The main article reporting on these issues tends to focus on criminal assault. However, academic papers argue that we must broaden our view to include all USBs. These "lesser harms" cause severe trauma and restrict women's freedom of movement. If railway CCTV failures prevent the policing of minor offenses, the environment remains hostile, regardless of whether a "crime" technically occurred in every instance.

The Rush Hour Risk Factor

Predictability is a tool for commuters, but it is also a tool for those looking to exploit them. The temporal risk of these incidents is not random. Academic data pinpoints the highest risk window between 5 PM and 9 PM on weekdays.

This corresponds with rush hour. The crowding provides cover. It limits the ability of victims to move away. It makes physical contact harder to distinguish from accidental bumping—until it persists. Offenders use the density of the crowd to their advantage.

Det Supt Sarah White from the BTP views the recent statistical increase in reports as a positive sign of higher reporting confidence. She asserts zero tolerance for rail network predation and has deployed plain clothes patrols. This human element is vital, especially when the technical eyes of the network—the cameras—are blinking out.

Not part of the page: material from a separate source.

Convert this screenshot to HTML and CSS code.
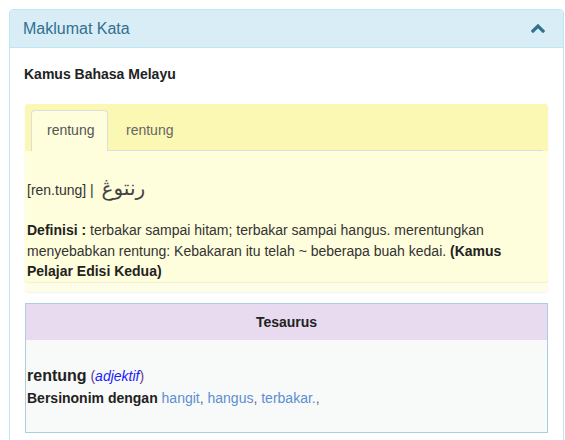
FILE: index.html
```html
<!DOCTYPE html>
<html>
<head>
<meta charset="utf-8">
<link rel="stylesheet" href="styles.css">
</head>
<body>
<div class="panel">
  <div class="panel-heading">
    <span class="panel-title">Maklumat Kata</span>
    <svg class="chev" width="14" height="10" viewBox="0 0 14 10"><polyline points="2,8 7,3 12,8" fill="none" stroke="#31708f" stroke-width="3.2" stroke-linecap="square"/></svg>
  </div>
  <div class="panel-body">
    <div class="source">Kamus Bahasa Melayu</div>
    <div class="entry">
      <ul class="tabs">
        <li class="tab active">rentung</li>
        <li class="tab">rentung</li>
      </ul>
      <div class="tab-content">
        <div class="pron">[ren.tung] | <span class="jawi" lang="ms-Arab" dir="rtl">رنتوڠ</span></div>
        <div class="def"><b>Definisi :</b> terbakar sampai hitam; terbakar sampai hangus. merentungkan menyebabkan rentung: Kebakaran itu telah ~ beberapa buah kedai. <b>(Kamus Pelajar Edisi Kedua)</b></div>
      </div>
    </div>
    <div class="thesaurus">
      <div class="th-head">Tesaurus</div>
      <div class="th-body">
        <div class="word"><b>rentung</b> <span class="pos">(<i>adjektif</i>)</span></div>
        <div class="syn"><b>Bersinonim dengan</b> <a href="#">hangit</a>, <a href="#">hangus</a>, <a href="#">terbakar.</a>,</div>
      </div>
    </div>
  </div>
</div>
</body>
</html>
```
FILE: styles.css
```css
html, body {
  margin: 0;
  padding: 0;
  background: #fff;
}
body {
  font-family: "Liberation Sans", Arial, sans-serif;
  font-size: 14px;
  color: #333;
}
.panel {
  margin: 9px 0 0 9px;
  width: 553px;
  border: 1px solid #bce8f1;
  border-radius: 4px;
  background: #fff;
}
.panel-heading {
  display: flex;
  align-items: center;
  justify-content: space-between;
  height: 37px;
  padding: 0 18px 0 13px;
  background: #d9edf7;
  border-bottom: 1px solid #bce8f1;
  border-radius: 3px 3px 0 0;
}
.panel-title {
  font-size: 16px;
  color: #31708f;
}
.chev {
  display: block;
  margin-top: -2px;
}
.panel-body {
  padding: 16px 15px 20px 15px;
}
.source {
  font-weight: bold;
  font-size: 14px;
  line-height: 20px;
  margin-left: -1px;
  margin-bottom: 20px;
  color: #222;
}
.entry {
  background: #fefde6;
  border-radius: 4px;
  box-shadow: 0 1px 2px rgba(0,0,0,0.06);
  padding-bottom: 10px;
}
.tabs {
  list-style: none;
  margin: 0;
  padding: 6px 5px 0 6px;
  display: flex;
  background: #fbf8b3;
  border-radius: 4px 4px 0 0;
  position: relative;
}
.tabs::after {
  content: "";
  position: absolute;
  left: 6px;
  right: 5px;
  bottom: 0;
  height: 1px;
  background: #ddd;
}
.tab {
  font-size: 14px;
  color: #666;
  height: 40px;
  line-height: 38px;
  padding: 0 15px;
  margin-right: 2px;
  border: 1px solid transparent;
  border-bottom: none;
  border-radius: 4px 4px 0 0;
  box-sizing: border-box;
  position: relative;
  z-index: 1;
}
.tab.active {
  background: #fefddc;
  border-color: #ddd;
  width: 77px;
  height: 41px;
  color: #555;
}
.tab-content {
  background: #fefddc;
  border-radius: 0 0 4px 4px;
  box-shadow: 0 1px 1px rgba(0,0,0,0.06);
  padding: 22px 2px 0 2px;
}
.pron {
  font-size: 14px;
  line-height: 30px;
  color: #333;
  margin-bottom: 15px;
}
.jawi {
  font-family: "DejaVu Sans", sans-serif;
  font-size: 20px;
  margin-left: 4px;
  color: #444;
}
.def {
  font-size: 14px;
  line-height: 20.5px;
  color: #333;
}
.def b {
  color: #222;
}
.thesaurus {
  margin-top: 11px;
  border: 1px solid #a9cde3;
  background: #f8f9f9;
  height: 130px;
  box-sizing: border-box;
}
.th-head {
  background: #e8daef;
  height: 36px;
  line-height: 36px;
  text-align: center;
  font-weight: bold;
  font-size: 14px;
  color: #222;
}
.th-body {
  padding: 25px 1px 0 1px;
}
.word {
  font-size: 14px;
  line-height: 22px;
}
.word b {
  font-size: 16px;
  color: #222;
}
.pos {
  color: #6a3a8a;
}
.pos i {
  color: #1a1aff;
}
.syn {
  font-size: 14px;
  line-height: 22px;
  color: #666;
}
.syn b {
  color: #222;
}
.syn a {
  color: #5b8fd0;
  text-decoration: none;
}
```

Security by Hope, Not Law: The Illusion of Railway Safety

The railway network suffers from a fractured approach to safety. We have a dedicated police force without ownership of the surveillance tools, and private operators without a legal mandate to keep those tools working. While the government invests millions in station upgrades, the lack of statutory enforcement means that railway CCTV failures continue to jeopardize investigations. The current system relies on luck rather than law—hoping the camera is on, hoping the disk isn't full, and hoping the footage is clear. For the thousands of passengers who travel daily, hope is not a valid security strategy. Until the law compels operators to maintain these systems, the black domes on the ceiling will remain a dangerous illusion.